Without the pictures, return exactly the lines from the one with "Emit a component" through the one with "import React from 'react';". Both end lines belong in the copy.

INFORMATION PROVIDED:

>>>>

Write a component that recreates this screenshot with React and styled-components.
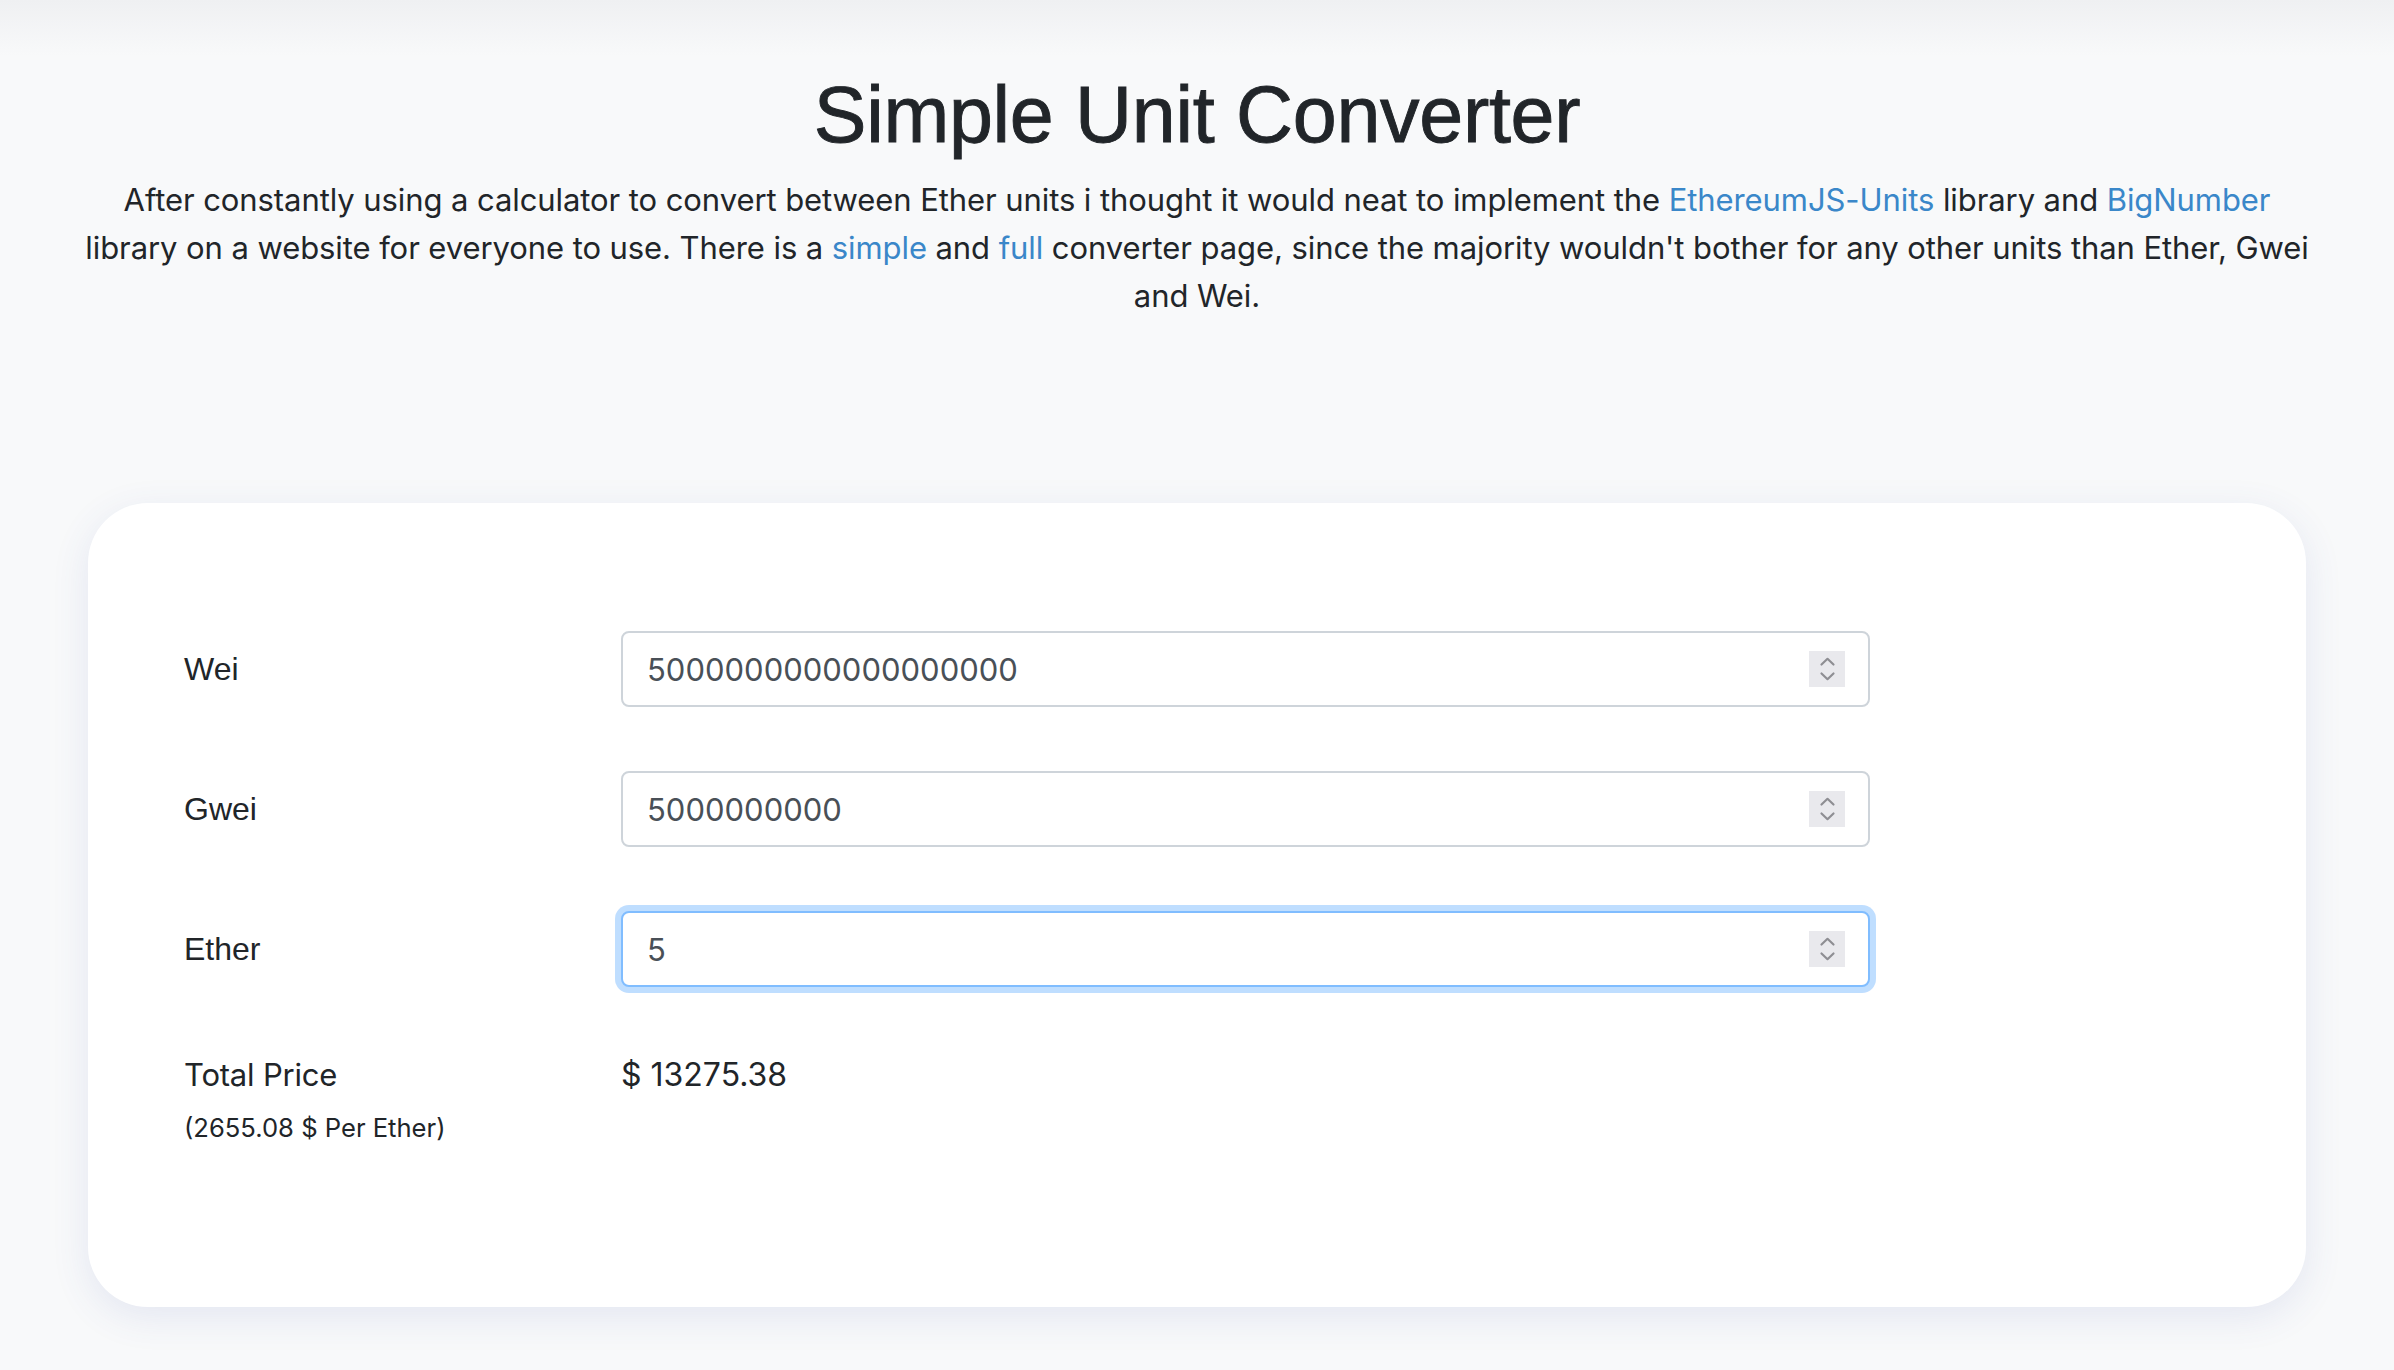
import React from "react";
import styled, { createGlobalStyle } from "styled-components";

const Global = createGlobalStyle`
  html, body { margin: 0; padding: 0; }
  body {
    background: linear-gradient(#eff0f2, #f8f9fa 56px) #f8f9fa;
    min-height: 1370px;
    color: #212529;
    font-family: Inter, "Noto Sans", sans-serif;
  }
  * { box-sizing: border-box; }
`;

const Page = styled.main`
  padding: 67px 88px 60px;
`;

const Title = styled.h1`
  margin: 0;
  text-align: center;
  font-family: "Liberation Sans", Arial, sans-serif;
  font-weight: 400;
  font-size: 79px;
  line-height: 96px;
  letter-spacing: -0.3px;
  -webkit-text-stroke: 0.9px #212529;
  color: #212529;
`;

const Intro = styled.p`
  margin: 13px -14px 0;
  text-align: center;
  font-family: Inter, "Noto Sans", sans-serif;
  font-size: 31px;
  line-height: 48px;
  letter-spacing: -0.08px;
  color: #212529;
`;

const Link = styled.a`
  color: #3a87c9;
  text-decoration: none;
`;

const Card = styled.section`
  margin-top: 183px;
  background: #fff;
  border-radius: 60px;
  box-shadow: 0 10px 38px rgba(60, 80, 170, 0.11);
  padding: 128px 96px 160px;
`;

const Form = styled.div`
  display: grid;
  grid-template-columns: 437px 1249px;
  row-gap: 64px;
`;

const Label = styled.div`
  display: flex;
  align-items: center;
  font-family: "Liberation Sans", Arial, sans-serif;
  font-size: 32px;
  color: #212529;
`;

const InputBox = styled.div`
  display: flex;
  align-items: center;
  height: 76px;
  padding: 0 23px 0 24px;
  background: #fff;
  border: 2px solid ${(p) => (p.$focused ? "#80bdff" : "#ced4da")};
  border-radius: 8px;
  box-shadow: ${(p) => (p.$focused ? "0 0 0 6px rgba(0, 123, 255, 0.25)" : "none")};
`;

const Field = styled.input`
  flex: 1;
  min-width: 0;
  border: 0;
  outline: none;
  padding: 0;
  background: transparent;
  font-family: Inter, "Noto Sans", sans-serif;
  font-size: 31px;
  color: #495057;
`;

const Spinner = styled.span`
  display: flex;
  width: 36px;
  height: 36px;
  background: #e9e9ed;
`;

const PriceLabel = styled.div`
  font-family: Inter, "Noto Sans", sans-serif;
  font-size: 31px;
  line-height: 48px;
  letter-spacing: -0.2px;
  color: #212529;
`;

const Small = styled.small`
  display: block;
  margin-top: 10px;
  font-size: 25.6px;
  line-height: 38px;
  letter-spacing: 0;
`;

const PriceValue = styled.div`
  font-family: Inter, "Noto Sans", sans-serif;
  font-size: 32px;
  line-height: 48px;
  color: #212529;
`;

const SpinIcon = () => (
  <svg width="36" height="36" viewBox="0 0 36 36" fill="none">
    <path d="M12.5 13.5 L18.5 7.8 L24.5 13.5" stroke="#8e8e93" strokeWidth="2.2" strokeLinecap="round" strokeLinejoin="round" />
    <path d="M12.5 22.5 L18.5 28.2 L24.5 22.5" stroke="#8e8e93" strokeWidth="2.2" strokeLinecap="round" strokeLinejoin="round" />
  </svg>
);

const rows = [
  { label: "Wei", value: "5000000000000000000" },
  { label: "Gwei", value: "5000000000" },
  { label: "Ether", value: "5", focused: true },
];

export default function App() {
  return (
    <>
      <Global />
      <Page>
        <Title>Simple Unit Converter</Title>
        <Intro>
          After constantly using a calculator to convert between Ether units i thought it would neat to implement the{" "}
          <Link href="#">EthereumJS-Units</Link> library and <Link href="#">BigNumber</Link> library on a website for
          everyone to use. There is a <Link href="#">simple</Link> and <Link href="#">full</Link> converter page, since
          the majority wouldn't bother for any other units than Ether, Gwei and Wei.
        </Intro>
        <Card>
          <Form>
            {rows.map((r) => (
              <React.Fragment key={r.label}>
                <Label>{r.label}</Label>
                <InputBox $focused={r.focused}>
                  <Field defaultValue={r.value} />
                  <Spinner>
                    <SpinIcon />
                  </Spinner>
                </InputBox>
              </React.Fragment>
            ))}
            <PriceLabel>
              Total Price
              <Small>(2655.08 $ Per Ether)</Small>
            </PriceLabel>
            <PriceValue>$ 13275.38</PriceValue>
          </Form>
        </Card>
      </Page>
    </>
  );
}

<<<<
>>>>

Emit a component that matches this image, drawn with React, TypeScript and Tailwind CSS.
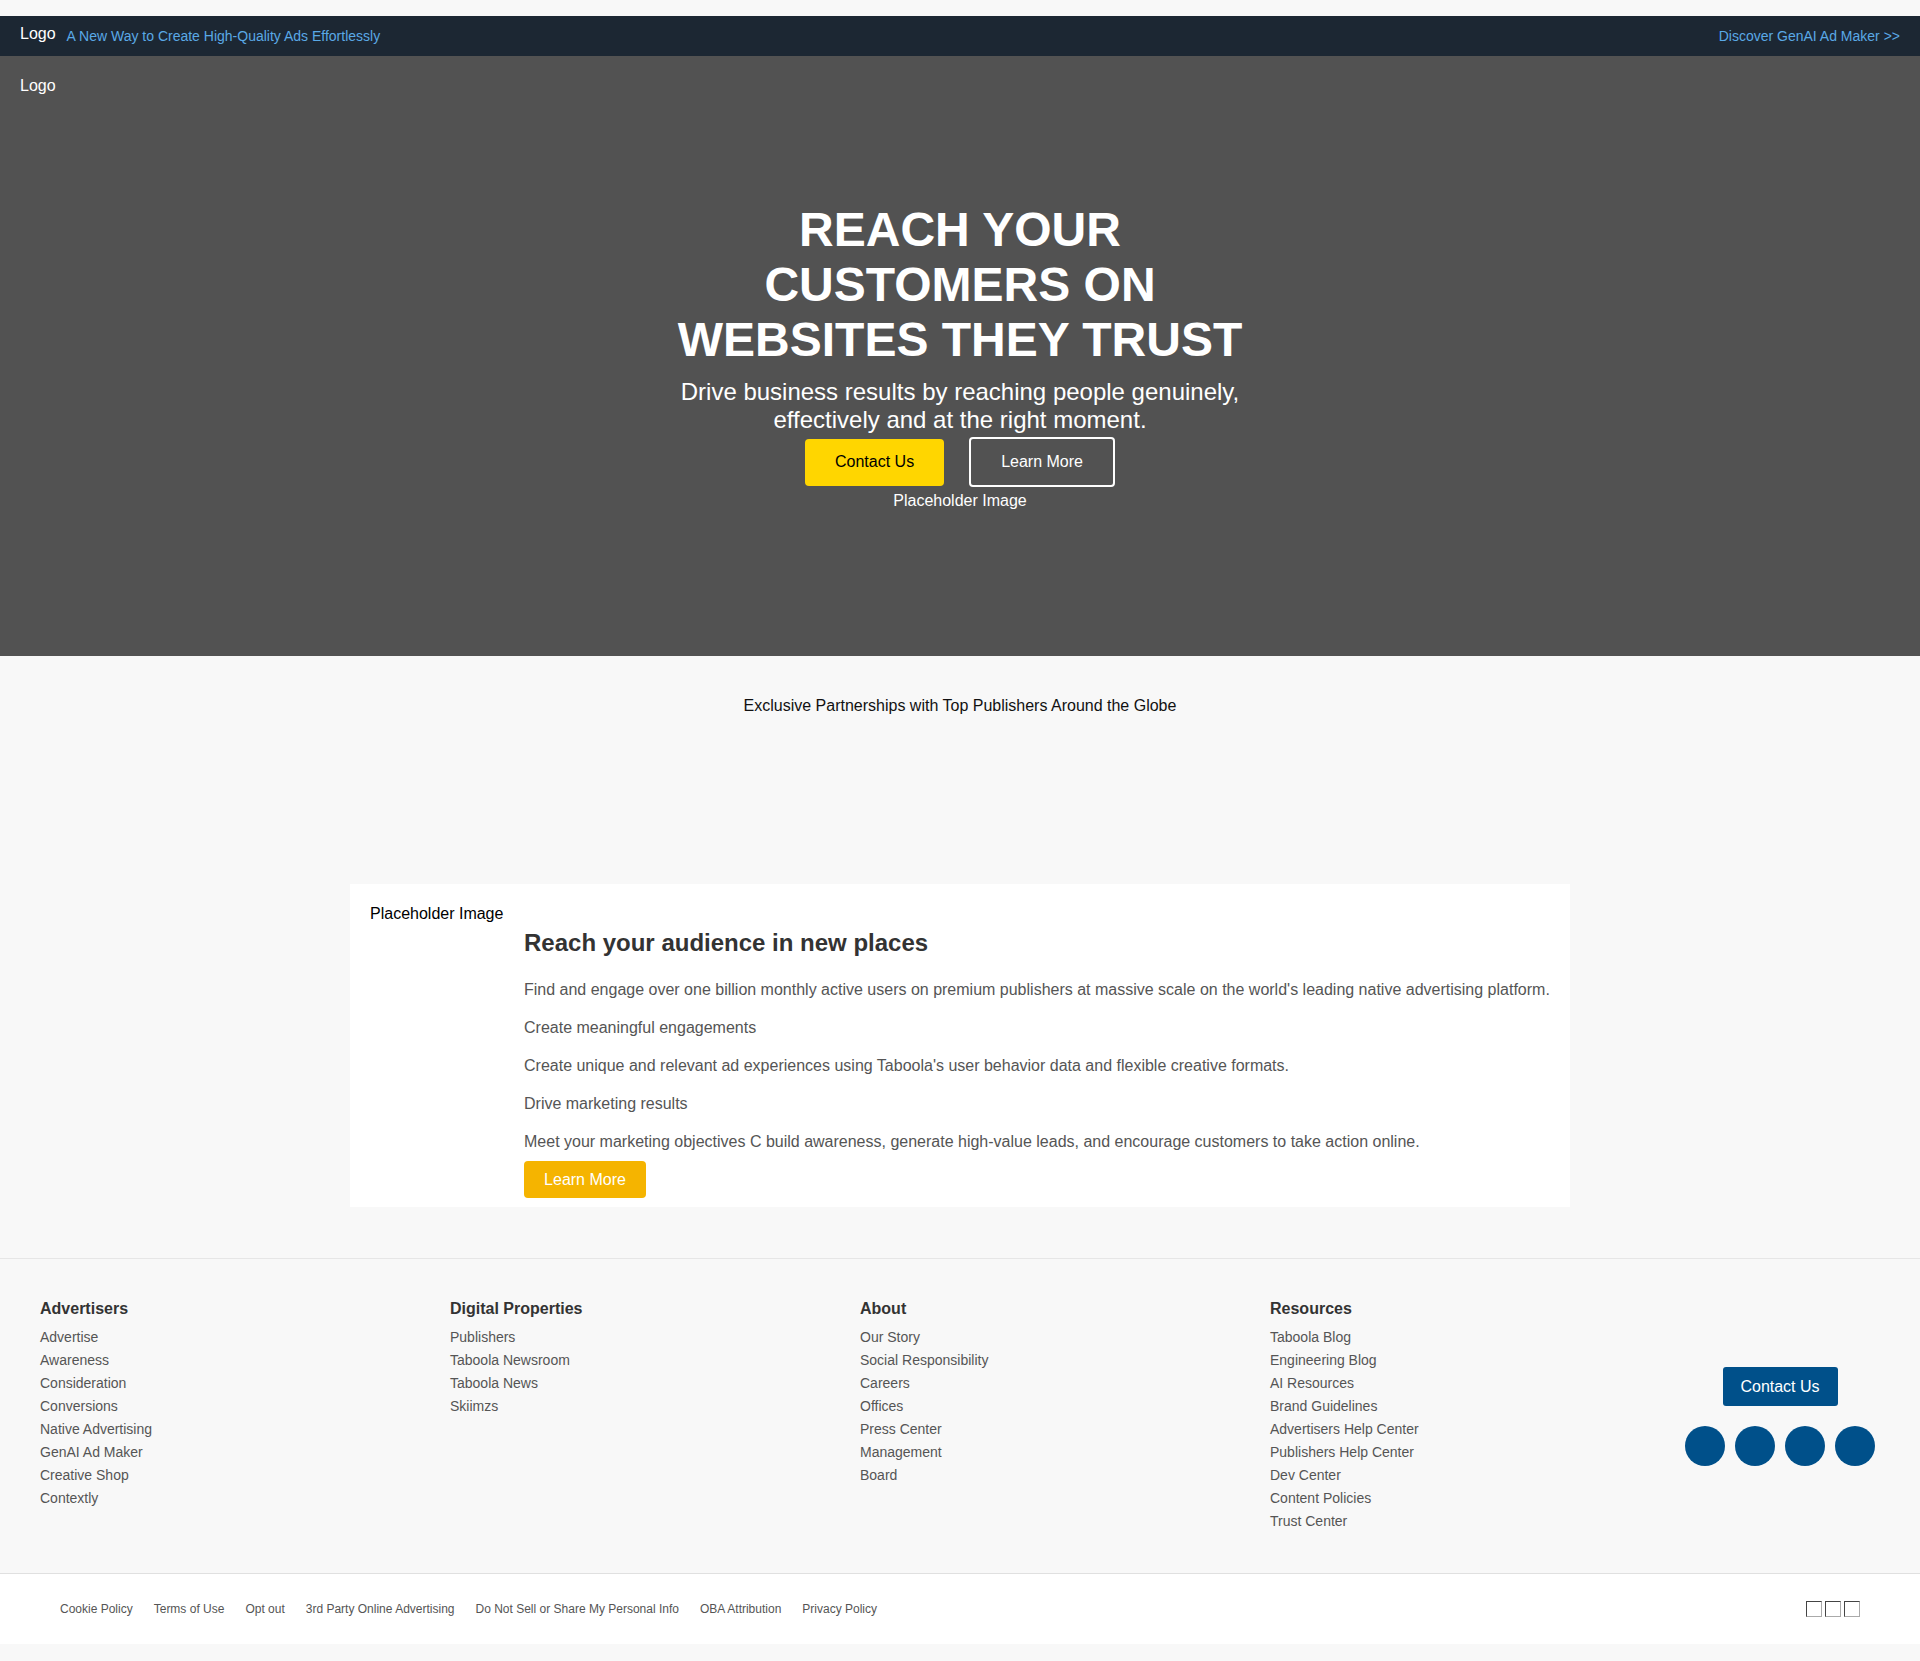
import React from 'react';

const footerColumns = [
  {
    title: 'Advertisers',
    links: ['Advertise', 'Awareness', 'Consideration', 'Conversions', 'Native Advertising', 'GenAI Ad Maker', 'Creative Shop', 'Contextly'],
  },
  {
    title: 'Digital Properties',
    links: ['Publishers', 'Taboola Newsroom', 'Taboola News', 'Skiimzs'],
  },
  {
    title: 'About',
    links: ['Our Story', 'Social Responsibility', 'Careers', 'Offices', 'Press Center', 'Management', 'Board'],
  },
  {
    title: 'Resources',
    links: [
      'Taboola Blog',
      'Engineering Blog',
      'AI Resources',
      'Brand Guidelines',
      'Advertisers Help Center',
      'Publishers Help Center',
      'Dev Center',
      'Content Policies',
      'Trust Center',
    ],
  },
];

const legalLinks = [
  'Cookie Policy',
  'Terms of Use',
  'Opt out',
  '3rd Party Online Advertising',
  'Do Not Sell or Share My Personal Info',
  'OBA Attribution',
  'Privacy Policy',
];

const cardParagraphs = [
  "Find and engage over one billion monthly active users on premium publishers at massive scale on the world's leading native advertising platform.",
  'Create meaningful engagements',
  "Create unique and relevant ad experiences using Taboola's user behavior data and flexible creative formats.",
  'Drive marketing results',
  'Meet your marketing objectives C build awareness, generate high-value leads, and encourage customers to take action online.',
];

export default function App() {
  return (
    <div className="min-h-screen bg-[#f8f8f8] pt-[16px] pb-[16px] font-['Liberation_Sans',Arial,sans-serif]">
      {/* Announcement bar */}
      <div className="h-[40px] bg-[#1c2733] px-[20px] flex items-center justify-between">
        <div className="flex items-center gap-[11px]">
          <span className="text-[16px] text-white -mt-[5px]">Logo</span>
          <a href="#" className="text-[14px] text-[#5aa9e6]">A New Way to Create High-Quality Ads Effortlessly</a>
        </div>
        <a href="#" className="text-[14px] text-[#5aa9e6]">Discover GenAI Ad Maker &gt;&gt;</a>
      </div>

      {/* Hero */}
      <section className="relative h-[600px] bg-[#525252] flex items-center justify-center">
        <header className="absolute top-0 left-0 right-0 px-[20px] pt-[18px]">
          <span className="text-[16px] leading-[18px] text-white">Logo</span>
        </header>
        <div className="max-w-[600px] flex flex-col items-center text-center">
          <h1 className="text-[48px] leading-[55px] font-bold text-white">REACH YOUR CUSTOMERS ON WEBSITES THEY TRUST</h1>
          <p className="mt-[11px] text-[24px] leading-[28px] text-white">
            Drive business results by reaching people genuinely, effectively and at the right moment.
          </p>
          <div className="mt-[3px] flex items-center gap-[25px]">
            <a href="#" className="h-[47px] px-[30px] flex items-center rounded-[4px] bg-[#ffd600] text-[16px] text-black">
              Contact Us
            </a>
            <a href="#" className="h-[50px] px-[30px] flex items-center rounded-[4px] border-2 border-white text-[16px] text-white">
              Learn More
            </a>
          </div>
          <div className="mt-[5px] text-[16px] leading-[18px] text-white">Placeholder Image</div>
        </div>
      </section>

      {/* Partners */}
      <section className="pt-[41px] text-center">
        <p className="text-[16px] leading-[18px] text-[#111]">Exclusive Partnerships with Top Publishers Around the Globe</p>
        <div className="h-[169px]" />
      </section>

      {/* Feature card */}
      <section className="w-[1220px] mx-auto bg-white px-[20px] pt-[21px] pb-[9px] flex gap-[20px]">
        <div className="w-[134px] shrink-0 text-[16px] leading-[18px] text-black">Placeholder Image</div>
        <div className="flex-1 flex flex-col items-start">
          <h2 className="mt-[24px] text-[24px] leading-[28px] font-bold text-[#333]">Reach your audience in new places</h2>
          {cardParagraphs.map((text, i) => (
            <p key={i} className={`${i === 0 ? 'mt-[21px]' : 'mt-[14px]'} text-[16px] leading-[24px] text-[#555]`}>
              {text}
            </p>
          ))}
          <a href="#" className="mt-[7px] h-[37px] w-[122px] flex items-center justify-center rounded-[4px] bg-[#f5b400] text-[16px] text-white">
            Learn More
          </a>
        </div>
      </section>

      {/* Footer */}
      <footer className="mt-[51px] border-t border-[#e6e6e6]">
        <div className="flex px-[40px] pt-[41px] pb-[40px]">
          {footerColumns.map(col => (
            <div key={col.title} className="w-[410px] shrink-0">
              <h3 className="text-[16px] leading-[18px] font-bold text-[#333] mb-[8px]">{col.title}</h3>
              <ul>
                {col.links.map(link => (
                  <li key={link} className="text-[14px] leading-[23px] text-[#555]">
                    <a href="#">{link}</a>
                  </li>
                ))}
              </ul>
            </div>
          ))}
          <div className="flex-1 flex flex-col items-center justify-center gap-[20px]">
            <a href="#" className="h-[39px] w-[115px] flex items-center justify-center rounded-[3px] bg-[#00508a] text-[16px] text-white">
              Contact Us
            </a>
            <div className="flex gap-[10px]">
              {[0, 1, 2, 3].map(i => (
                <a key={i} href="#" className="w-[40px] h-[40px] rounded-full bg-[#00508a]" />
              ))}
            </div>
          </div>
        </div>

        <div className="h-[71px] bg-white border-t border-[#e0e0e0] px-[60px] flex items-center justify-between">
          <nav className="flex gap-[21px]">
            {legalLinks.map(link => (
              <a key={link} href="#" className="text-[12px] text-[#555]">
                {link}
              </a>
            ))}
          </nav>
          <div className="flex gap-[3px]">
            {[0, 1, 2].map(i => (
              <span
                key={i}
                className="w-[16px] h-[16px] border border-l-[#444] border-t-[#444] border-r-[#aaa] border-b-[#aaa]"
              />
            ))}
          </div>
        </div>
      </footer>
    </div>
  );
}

<<<<

PROBLEM SOLUTION:
Emit a component that matches this image, drawn with React, TypeScript and Tailwind CSS.
import React from 'react';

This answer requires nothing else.